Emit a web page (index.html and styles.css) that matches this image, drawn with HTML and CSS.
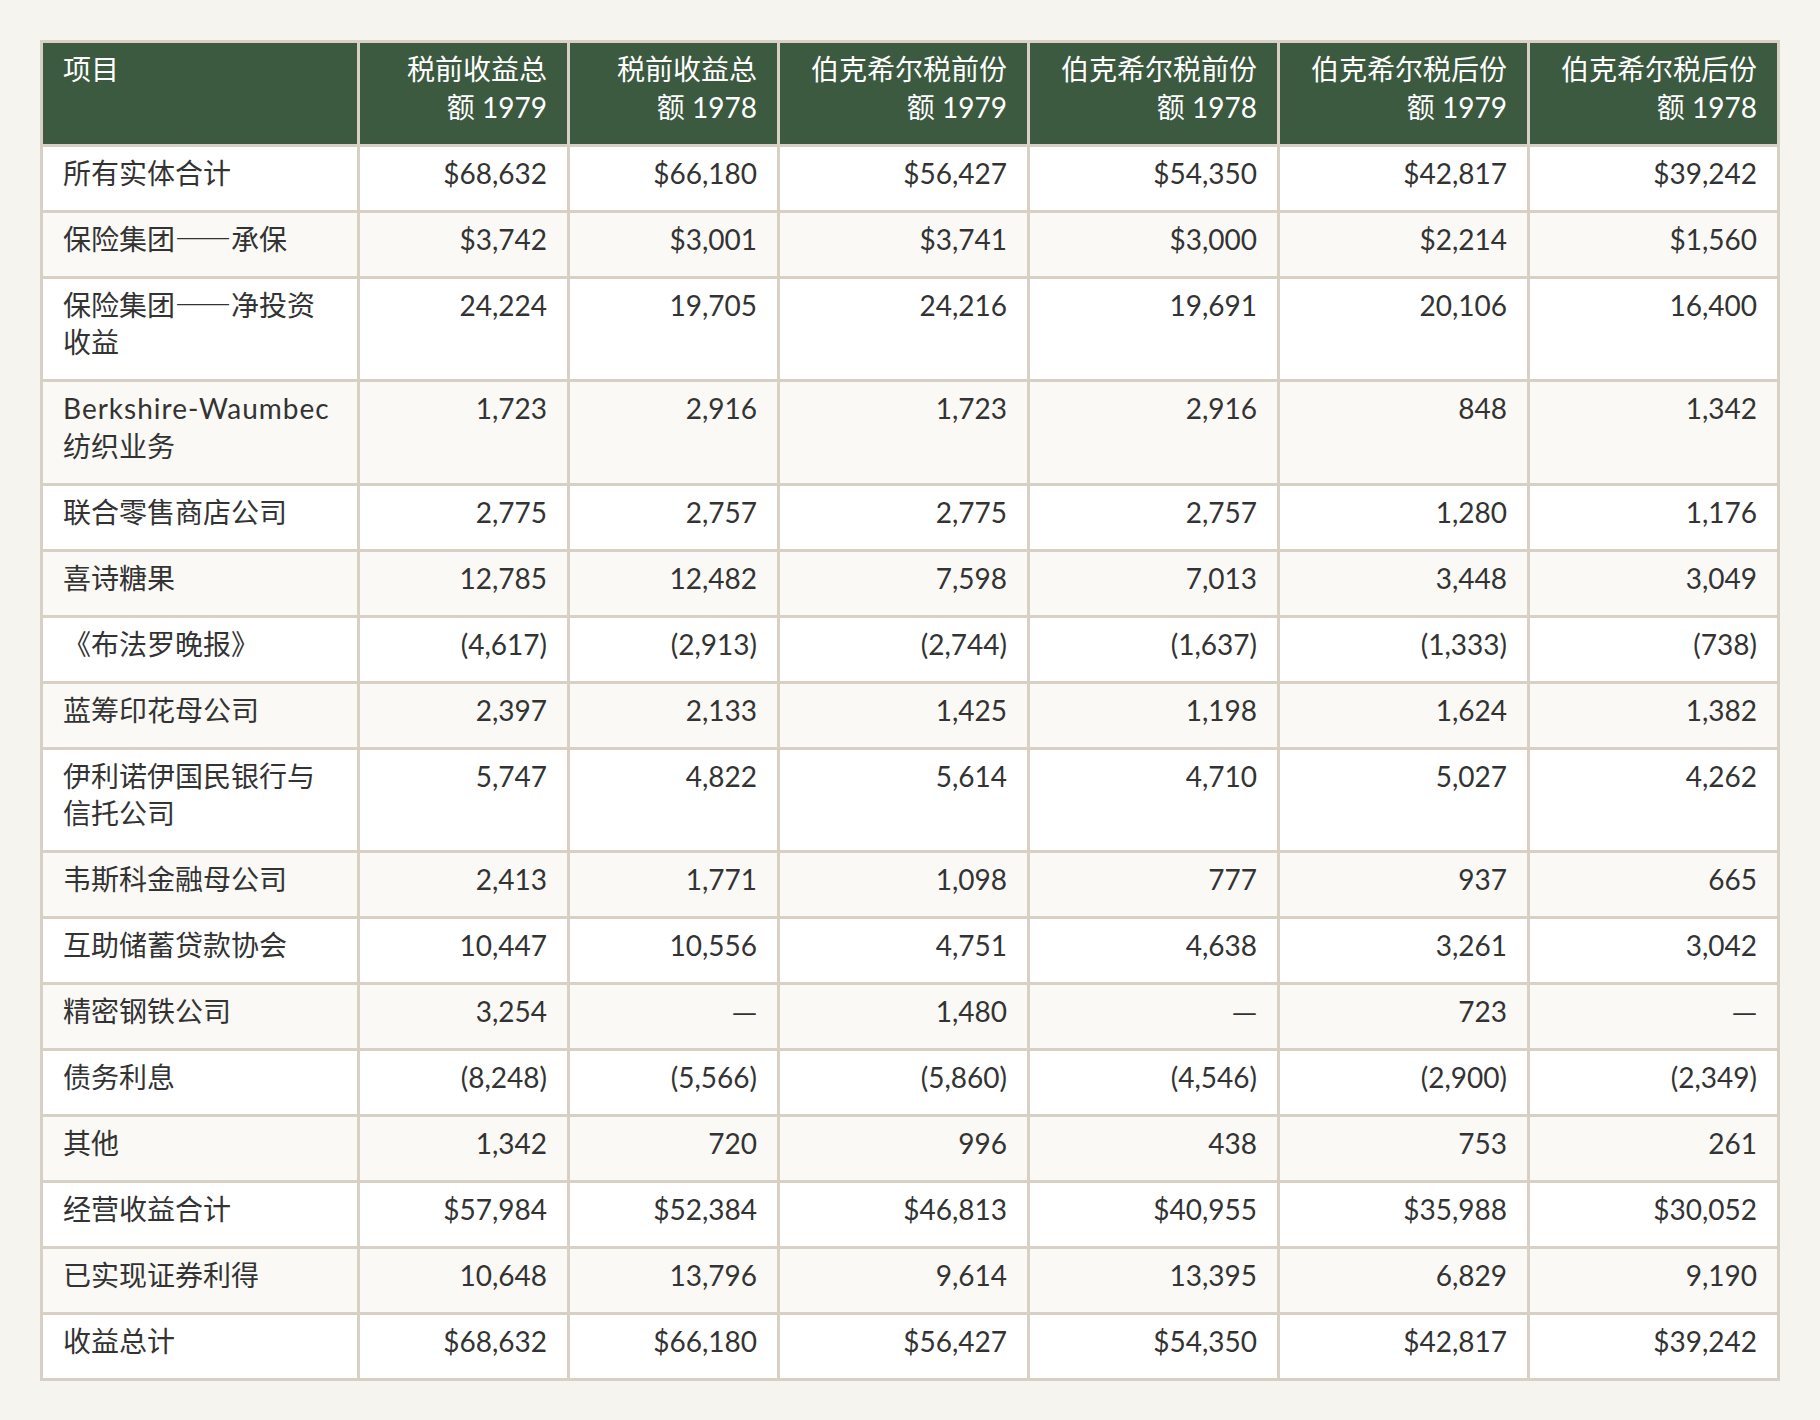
FILE: index.html
```html
<!DOCTYPE html>
<html lang="zh-CN">
<head>
<meta charset="utf-8">
<title>伯克希尔收益表</title>
<link rel="stylesheet" href="styles.css">
</head>
<body>
<table class="earnings">
  <colgroup>
    <col class="c-item">
    <col class="c-narrow">
    <col class="c-narrow">
    <col class="c-wide">
    <col class="c-wide">
    <col class="c-wide">
    <col class="c-wide">
  </colgroup>
  <thead>
    <tr>
      <th class="label">项目</th>
      <th>税前收益总额 1979</th>
      <th>税前收益总额 1978</th>
      <th>伯克希尔税前份额 1979</th>
      <th>伯克希尔税前份额 1978</th>
      <th>伯克希尔税后份额 1979</th>
      <th>伯克希尔税后份额 1978</th>
    </tr>
  </thead>
  <tbody>
    <tr><td class="label">所有实体合计</td><td>$68,632</td><td>$66,180</td><td>$56,427</td><td>$54,350</td><td>$42,817</td><td>$39,242</td></tr>
    <tr><td class="label">保险集团<span class="dash">——</span>承保</td><td>$3,742</td><td>$3,001</td><td>$3,741</td><td>$3,000</td><td>$2,214</td><td>$1,560</td></tr>
    <tr><td class="label">保险集团<span class="dash">——</span>净投资收益</td><td>24,224</td><td>19,705</td><td>24,216</td><td>19,691</td><td>20,106</td><td>16,400</td></tr>
    <tr><td class="label"><span class="latin">Berkshire-Waumbec</span> 纺织业务</td><td>1,723</td><td>2,916</td><td>1,723</td><td>2,916</td><td>848</td><td>1,342</td></tr>
    <tr><td class="label">联合零售商店公司</td><td>2,775</td><td>2,757</td><td>2,775</td><td>2,757</td><td>1,280</td><td>1,176</td></tr>
    <tr><td class="label">喜诗糖果</td><td>12,785</td><td>12,482</td><td>7,598</td><td>7,013</td><td>3,448</td><td>3,049</td></tr>
    <tr><td class="label">《布法罗晚报》</td><td>(4,617)</td><td>(2,913)</td><td>(2,744)</td><td>(1,637)</td><td>(1,333)</td><td>(738)</td></tr>
    <tr><td class="label">蓝筹印花母公司</td><td>2,397</td><td>2,133</td><td>1,425</td><td>1,198</td><td>1,624</td><td>1,382</td></tr>
    <tr><td class="label">伊利诺伊国民银行与信托公司</td><td>5,747</td><td>4,822</td><td>5,614</td><td>4,710</td><td>5,027</td><td>4,262</td></tr>
    <tr><td class="label">韦斯科金融母公司</td><td>2,413</td><td>1,771</td><td>1,098</td><td>777</td><td>937</td><td>665</td></tr>
    <tr><td class="label">互助储蓄贷款协会</td><td>10,447</td><td>10,556</td><td>4,751</td><td>4,638</td><td>3,261</td><td>3,042</td></tr>
    <tr><td class="label">精密钢铁公司</td><td>3,254</td><td><span class="dash">—</span></td><td>1,480</td><td><span class="dash">—</span></td><td>723</td><td><span class="dash">—</span></td></tr>
    <tr><td class="label">债务利息</td><td>(8,248)</td><td>(5,566)</td><td>(5,860)</td><td>(4,546)</td><td>(2,900)</td><td>(2,349)</td></tr>
    <tr><td class="label">其他</td><td>1,342</td><td>720</td><td>996</td><td>438</td><td>753</td><td>261</td></tr>
    <tr><td class="label">经营收益合计</td><td>$57,984</td><td>$52,384</td><td>$46,813</td><td>$40,955</td><td>$35,988</td><td>$30,052</td></tr>
    <tr><td class="label">已实现证券利得</td><td>10,648</td><td>13,796</td><td>9,614</td><td>13,395</td><td>6,829</td><td>9,190</td></tr>
    <tr><td class="label">收益总计</td><td>$68,632</td><td>$66,180</td><td>$56,427</td><td>$54,350</td><td>$42,817</td><td>$39,242</td></tr>
  </tbody>
</table>
</body>
</html>
```

FILE: styles.css
```css
html, body {
  margin: 0;
  padding: 0;
}

body {
  background: #f5f4ef;
  padding: 40px;
  font-family: "Lato", "Noto Sans CJK SC", sans-serif;
  font-size: 28px;
  color: #333333;
}

.earnings {
  width: 100%;
  table-layout: fixed;
  border-collapse: collapse;
  border: 3px solid #d8d0c4;
}

.c-item { width: 317px; }
.c-narrow { width: 210px; }
.c-wide { width: 250px; }

.earnings th,
.earnings td {
  border: 3px solid #d8d0c4;
  padding: 8px 20px 17.5px;
  line-height: 37.5px;
  vertical-align: top;
  text-align: right;
}

.earnings th {
  background: #3b5a3f;
  color: #ffffff;
  font-weight: 400;
}

.earnings .label {
  text-align: left;
}

.dash {
  font-family: "Noto Sans CJK SC", sans-serif;
  line-height: 1;
}

.latin {
  letter-spacing: 1px;
}

.earnings tbody tr {
  background: #ffffff;
}

.earnings tbody tr:nth-child(even) {
  background: #faf9f5;
}
```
━━━━━━━━
Quote the preceding listing precisely and completely, omitting its images.

Emit a web page (index.html and styles.css) that matches this image, drawn with HTML and CSS.
FILE: index.html
```html
<!DOCTYPE html>
<html lang="zh-CN">
<head>
<meta charset="utf-8">
<title>伯克希尔收益表</title>
<link rel="stylesheet" href="styles.css">
</head>
<body>
<table class="earnings">
  <colgroup>
    <col class="c-item">
    <col class="c-narrow">
    <col class="c-narrow">
    <col class="c-wide">
    <col class="c-wide">
    <col class="c-wide">
    <col class="c-wide">
  </colgroup>
  <thead>
    <tr>
      <th class="label">项目</th>
      <th>税前收益总额 1979</th>
      <th>税前收益总额 1978</th>
      <th>伯克希尔税前份额 1979</th>
      <th>伯克希尔税前份额 1978</th>
      <th>伯克希尔税后份额 1979</th>
      <th>伯克希尔税后份额 1978</th>
    </tr>
  </thead>
  <tbody>
    <tr><td class="label">所有实体合计</td><td>$68,632</td><td>$66,180</td><td>$56,427</td><td>$54,350</td><td>$42,817</td><td>$39,242</td></tr>
    <tr><td class="label">保险集团<span class="dash">——</span>承保</td><td>$3,742</td><td>$3,001</td><td>$3,741</td><td>$3,000</td><td>$2,214</td><td>$1,560</td></tr>
    <tr><td class="label">保险集团<span class="dash">——</span>净投资收益</td><td>24,224</td><td>19,705</td><td>24,216</td><td>19,691</td><td>20,106</td><td>16,400</td></tr>
    <tr><td class="label"><span class="latin">Berkshire-Waumbec</span> 纺织业务</td><td>1,723</td><td>2,916</td><td>1,723</td><td>2,916</td><td>848</td><td>1,342</td></tr>
    <tr><td class="label">联合零售商店公司</td><td>2,775</td><td>2,757</td><td>2,775</td><td>2,757</td><td>1,280</td><td>1,176</td></tr>
    <tr><td class="label">喜诗糖果</td><td>12,785</td><td>12,482</td><td>7,598</td><td>7,013</td><td>3,448</td><td>3,049</td></tr>
    <tr><td class="label">《布法罗晚报》</td><td>(4,617)</td><td>(2,913)</td><td>(2,744)</td><td>(1,637)</td><td>(1,333)</td><td>(738)</td></tr>
    <tr><td class="label">蓝筹印花母公司</td><td>2,397</td><td>2,133</td><td>1,425</td><td>1,198</td><td>1,624</td><td>1,382</td></tr>
    <tr><td class="label">伊利诺伊国民银行与信托公司</td><td>5,747</td><td>4,822</td><td>5,614</td><td>4,710</td><td>5,027</td><td>4,262</td></tr>
    <tr><td class="label">韦斯科金融母公司</td><td>2,413</td><td>1,771</td><td>1,098</td><td>777</td><td>937</td><td>665</td></tr>
    <tr><td class="label">互助储蓄贷款协会</td><td>10,447</td><td>10,556</td><td>4,751</td><td>4,638</td><td>3,261</td><td>3,042</td></tr>
    <tr><td class="label">精密钢铁公司</td><td>3,254</td><td><span class="dash">—</span></td><td>1,480</td><td><span class="dash">—</span></td><td>723</td><td><span class="dash">—</span></td></tr>
    <tr><td class="label">债务利息</td><td>(8,248)</td><td>(5,566)</td><td>(5,860)</td><td>(4,546)</td><td>(2,900)</td><td>(2,349)</td></tr>
    <tr><td class="label">其他</td><td>1,342</td><td>720</td><td>996</td><td>438</td><td>753</td><td>261</td></tr>
    <tr><td class="label">经营收益合计</td><td>$57,984</td><td>$52,384</td><td>$46,813</td><td>$40,955</td><td>$35,988</td><td>$30,052</td></tr>
    <tr><td class="label">已实现证券利得</td><td>10,648</td><td>13,796</td><td>9,614</td><td>13,395</td><td>6,829</td><td>9,190</td></tr>
    <tr><td class="label">收益总计</td><td>$68,632</td><td>$66,180</td><td>$56,427</td><td>$54,350</td><td>$42,817</td><td>$39,242</td></tr>
  </tbody>
</table>
</body>
</html>
```

FILE: styles.css
```css
html, body {
  margin: 0;
  padding: 0;
}

body {
  background: #f5f4ef;
  padding: 40px;
  font-family: "Lato", "Noto Sans CJK SC", sans-serif;
  font-size: 28px;
  color: #333333;
}

.earnings {
  width: 100%;
  table-layout: fixed;
  border-collapse: collapse;
  border: 3px solid #d8d0c4;
}

.c-item { width: 317px; }
.c-narrow { width: 210px; }
.c-wide { width: 250px; }

.earnings th,
.earnings td {
  border: 3px solid #d8d0c4;
  padding: 8px 20px 17.5px;
  line-height: 37.5px;
  vertical-align: top;
  text-align: right;
}

.earnings th {
  background: #3b5a3f;
  color: #ffffff;
  font-weight: 400;
}

.earnings .label {
  text-align: left;
}

.dash {
  font-family: "Noto Sans CJK SC", sans-serif;
  line-height: 1;
}

.latin {
  letter-spacing: 1px;
}

.earnings tbody tr {
  background: #ffffff;
}

.earnings tbody tr:nth-child(even) {
  background: #faf9f5;
}
```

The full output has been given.